La loi nous empêche donc d’agir conformément à nos idées et à ce que nous sommes. Et encore, je n’ai pas évoqué les envies et pensées meurtrières. Je n’en n’ai pas, mais je peux parfaitement entendre ce qui amène à la volonté de nuire ou de tuer.
Enfin, des raisons financières évidentes nous obligent à agir contrairement à ce que nous sommes. Je parle bien entendu du temps de travail. Le travail n’est ni plus ni moins qu’une location de son corps et de son esprit: on se met à disposition en échange d’un salaire. Nos mains et notre cerveau ne nous appartiennent plus - du moins en totalité - sur le temps de travail. Notre profession, quelle qu’elle soit, nous oblige par définition à faire des choses tout à fait en dehors de nous-mêmes et parfois contraires à nos idées et à nos pensées. S’y refuser obstinément, se doter d’une intégrité sans compromis, chose pourtant noble, revient à risquer le licenciement.
Il est donc évident que la majorité de nos actes ne reflète nullement ce que nous sommes. Nous devons nous soustraire aux usages, aux conventions, aux obligations et aux lois. Nous sommes plus ou moins enfermés dans un monde qui ne tolère pas l’individualité.
Ainsi, agir toujours selon ses idées équivaudrait à une lutte permanente, à un combat seul contre le reste de l’humanité. À vivre également dans le plus grand dénuement et probablement même en prison.
Au fond, les occasions d’agir conformément à notre être intime et profond sont rarissimes. À partir du moment où nous sommes « intégrés » dans la société, c’est à dire où nous avons un emploi, une famille et des relations, nous évoluons dans un gigantesque théâtre où nombre de nos actes ne nous sont dictés que par des usages, des mœurs, et des lois. Et, à moins de vivre en ermite, tout à fait solitaire, sans attache aucune, et sans volonté ne serait-ce que de gagner sa vie ou d’être intégré à minima, il nous est parfaitement impossible d’être tout à fait et profondément intègres et d’agir conformément à ce que nous sommes intimement.
Néanmoins, l’écrit permet de compenser tous ces simulacres. Pour peu que l’on désire écrire conformément à notre pensée. L’écrit est une façon merveilleuse de se retrouver, en quelque sorte, et d’agir en toute conformité avec soi-même. Si nous ne sommes pas ce que nous faisons, du moins nous sommes ce que nous écrivons. Et nous écrivons ce que nous sommes.
S’il est impossible ou presque de vivre en société tout en agissant uniquement par conviction profonde, je pense qu’il faudrait y tendre au maximum malgré tout, comme un but que l’on sait non atteignable mais que l’on devrait s’efforcer de frôler toujours. Pour se montrer sa propre valeur et continuer à s’estimer.
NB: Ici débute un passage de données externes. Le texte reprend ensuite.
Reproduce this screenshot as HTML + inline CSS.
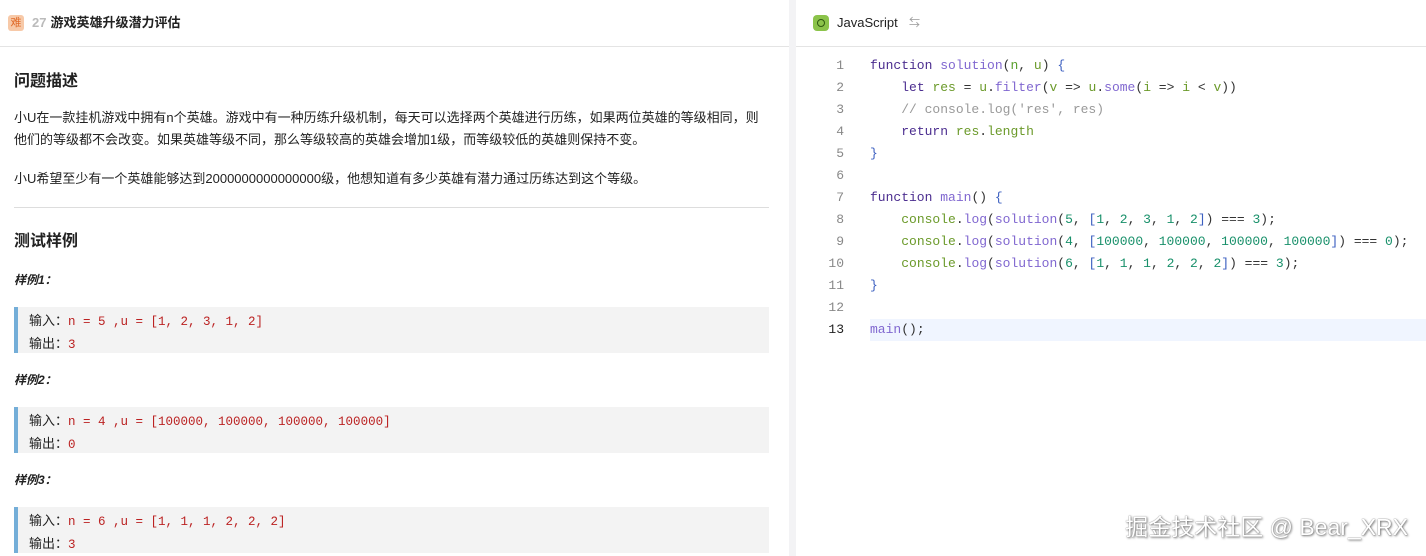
<!DOCTYPE html>
<html><head><meta charset="utf-8"><style>
*{margin:0;padding:0;box-sizing:border-box}
body{width:1426px;height:556px;overflow:hidden;background:#fff;font-family:"Liberation Sans","Noto Sans CJK SC",sans-serif;color:#222;position:relative}
.l{position:absolute;left:0;top:0;width:789px;height:556px}
.hd{height:47px;border-bottom:1px solid #e4e4e4;position:relative}
.tag{position:absolute;left:8px;top:15px;width:16px;height:16px;background:#f7c9a8;border-radius:3px;color:#e06b2a;font-size:11px;line-height:16px;text-align:center}
.tt{position:absolute;left:32px;top:14px;font-size:13px;font-weight:bold;line-height:18px}
.tt span{color:#bbb;margin-right:4px}
.a{position:absolute;left:14px;font-size:13px;line-height:22px;white-space:nowrap}
.h{font-size:16px;font-weight:bold}
.s{font-size:12px;font-weight:bold;font-style:italic}
.blk{position:absolute;left:14px;width:755px;height:46px;background:#f3f3f3;border-left:4px solid #74aed8;padding:3px 0 0 11px;font-size:13px;line-height:22px}
.blk b{font-weight:normal;color:#b22;font-family:"Liberation Mono",monospace;font-size:12.5px}
.div{position:absolute;left:789px;top:0;width:7px;height:556px;background:#f3f3f5}
.r{position:absolute;left:796px;top:0;width:630px;height:556px}
.rh{height:47px;border-bottom:1px solid #e4e4e4;position:relative}
.js{position:absolute;left:17px;top:15px;width:16px;height:16px;background:#8bc34a;border-radius:4px}
.js:after{content:"";position:absolute;left:4px;top:4px;width:6px;height:6px;border:1.5px solid #2f5a10;border-radius:50%}
.jt{position:absolute;left:41px;top:14px;font-size:13px;line-height:18px;color:#222}
.sw{position:absolute;left:113px;top:14px;font-size:11px;color:#999}
.code{position:absolute;left:0;top:55px;width:630px;font-family:"Liberation Mono",monospace;font-size:13px;line-height:22px}
.ln{position:relative;height:22px}
.n{position:absolute;left:0;width:48px;text-align:right;color:#888}
.c{position:absolute;left:74px;color:#333;white-space:pre}
.cur{background:#f0f5ff}
.k{color:#4b2d8f}.f{color:#8067d0}.v{color:#6b9a2a}.p{color:#5aa02c}.num{color:#18906a}.cm{color:#999}.br{color:#3c5fc0}
.wm{position:absolute;right:18px;top:508px;font-size:23px;color:#fff;text-shadow:0 0 1px #555,1px 1px 2px #777}
</style></head><body>
<div class="l">
<div class="hd"><div class="tag">难</div><div class="tt"><span>27</span>游戏英雄升级潜力评估</div></div>
<div class="a h" style="top:71px">问题描述</div>
<div class="a" style="top:107px">小U在一款挂机游戏中拥有n个英雄。游戏中有一种历练升级机制，每天可以选择两个英雄进行历练，如果两位英雄的等级相同，则<br>他们的等级都不会改变。如果英雄等级不同，那么等级较高的英雄会增加1级，而等级较低的英雄则保持不变。</div>
<div class="a" style="top:168px">小U希望至少有一个英雄能够达到2000000000000000级，他想知道有多少英雄有潜力通过历练达到这个等级。</div>
<div style="position:absolute;left:14px;top:207px;width:755px;height:1px;background:#ddd"></div>
<div class="a h" style="top:231px">测试样例</div>
<div class="a s" style="top:269px">样例1：</div>
<div class="blk" style="top:307px">输入：<b>n = 5 ,u = [1, 2, 3, 1, 2]</b><br>输出：<b>3</b></div>
<div class="a s" style="top:369px">样例2：</div>
<div class="blk" style="top:407px">输入：<b>n = 4 ,u = [100000, 100000, 100000, 100000]</b><br>输出：<b>0</b></div>
<div class="a s" style="top:469px">样例3：</div>
<div class="blk" style="top:507px">输入：<b>n = 6 ,u = [1, 1, 1, 2, 2, 2]</b><br>输出：<b>3</b></div>
</div>
<div class="div"></div>
<div class="r">
<div class="rh"><div class="js"></div><div class="jt">JavaScript</div><div class="sw">⇆</div></div>
<div class="code"><div class="ln"><span class="n">1</span><span class="c"><span class="k">function</span> <span class="f">solution</span>(<span class="p">n</span>, <span class="v">u</span>) <span class="br">{</span></span></div><div class="ln"><span class="n">2</span><span class="c">    <span class="k">let</span> <span class="v">res</span> = <span class="v">u</span>.<span class="f">filter</span>(<span class="v">v</span> =&gt; <span class="v">u</span>.<span class="f">some</span>(<span class="v">i</span> =&gt; <span class="v">i</span> &lt; <span class="v">v</span>))</span></div><div class="ln"><span class="n">3</span><span class="c cm">    // console.log('res', res)</span></div><div class="ln"><span class="n">4</span><span class="c">    <span class="k">return</span> <span class="v">res</span>.<span class="v">length</span></span></div><div class="ln"><span class="n">5</span><span class="c br">}</span></div><div class="ln"><span class="n">6</span></div><div class="ln"><span class="n">7</span><span class="c"><span class="k">function</span> <span class="f">main</span>() <span class="br">{</span></span></div><div class="ln"><span class="n">8</span><span class="c">    <span class="v">console</span>.<span class="f">log</span>(<span class="f">solution</span>(<span class="num">5</span>, <span class="br">[</span><span class="num">1</span>, <span class="num">2</span>, <span class="num">3</span>, <span class="num">1</span>, <span class="num">2</span><span class="br">]</span>) === <span class="num">3</span>);</span></div><div class="ln"><span class="n">9</span><span class="c">    <span class="v">console</span>.<span class="f">log</span>(<span class="f">solution</span>(<span class="num">4</span>, <span class="br">[</span><span class="num">100000</span>, <span class="num">100000</span>, <span class="num">100000</span>, <span class="num">100000</span><span class="br">]</span>) === <span class="num">0</span>);</span></div><div class="ln"><span class="n">10</span><span class="c">    <span class="v">console</span>.<span class="f">log</span>(<span class="f">solution</span>(<span class="num">6</span>, <span class="br">[</span><span class="num">1</span>, <span class="num">1</span>, <span class="num">1</span>, <span class="num">2</span>, <span class="num">2</span>, <span class="num">2</span><span class="br">]</span>) === <span class="num">3</span>);</span></div><div class="ln"><span class="n">11</span><span class="c br">}</span></div><div class="ln"><span class="n">12</span></div><div class="ln"><span class="n" style="color:#222">13</span><span class="c cur" style="width:556px"><span class="f">main</span>();</span></div></div>
</div>
<div class="wm">掘金技术社区 @ Bear_XRX</div>
</body></html>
Il faudrait également ne jamais se renier à un point que l’on juge intolérable, c’est à dire jusqu’à en perdre l’essence de soi-même et toute individualité au profit d’autre chose. Par exemple, en amour, jamais, pour se faire aimer, nous ne devrions accepter plus que ce notre être intime nous autorise, et jamais au delà de ce qui nous coûte. Autrement, on est aimé pour de bien mauvaises raisons premièrement, et non pour soi-même, mais surtout on finit logiquement, à trop vouloir être aimé, à ne plus s’aimer soi-même tant on s’est renié.
Pour atteindre cette concordance, cette unité de nous-mêmes, il ne faudrait craindre ni la solitude, ni les désagréments causés par des refus ou actes qui nous paraissent - à nous seuls - légitimes, mais qui blesseraient ou offusqueraient logiquement.
En somme, il faut se considérer assez et s’estimer assez de valeur pour ne pas rechercher à tous prix (au prix de sa cohérence intime) la popularité ou l’adhésion, bien au contraire.
Et surtout rester bien conscient de chacune de ses concessions. Toujours se faire la réflexion que ce que l’on fait là n’est pas « nous » au moment même où on le fait. De sorte qu’on ne confonde pas son être avec ses actes automatiques ou feints.
Car, à partir du moment où l’on n’a plus conscience d’avoir agi contre soi-même, on s’est tout à fait perdu. Et c’est ainsi je pense que les gens ne savent même plus qui ils sont: ils l’ont oublié ou ne l’ont jamais su, trop habitués à n’être que ce que l’on attend d’eux.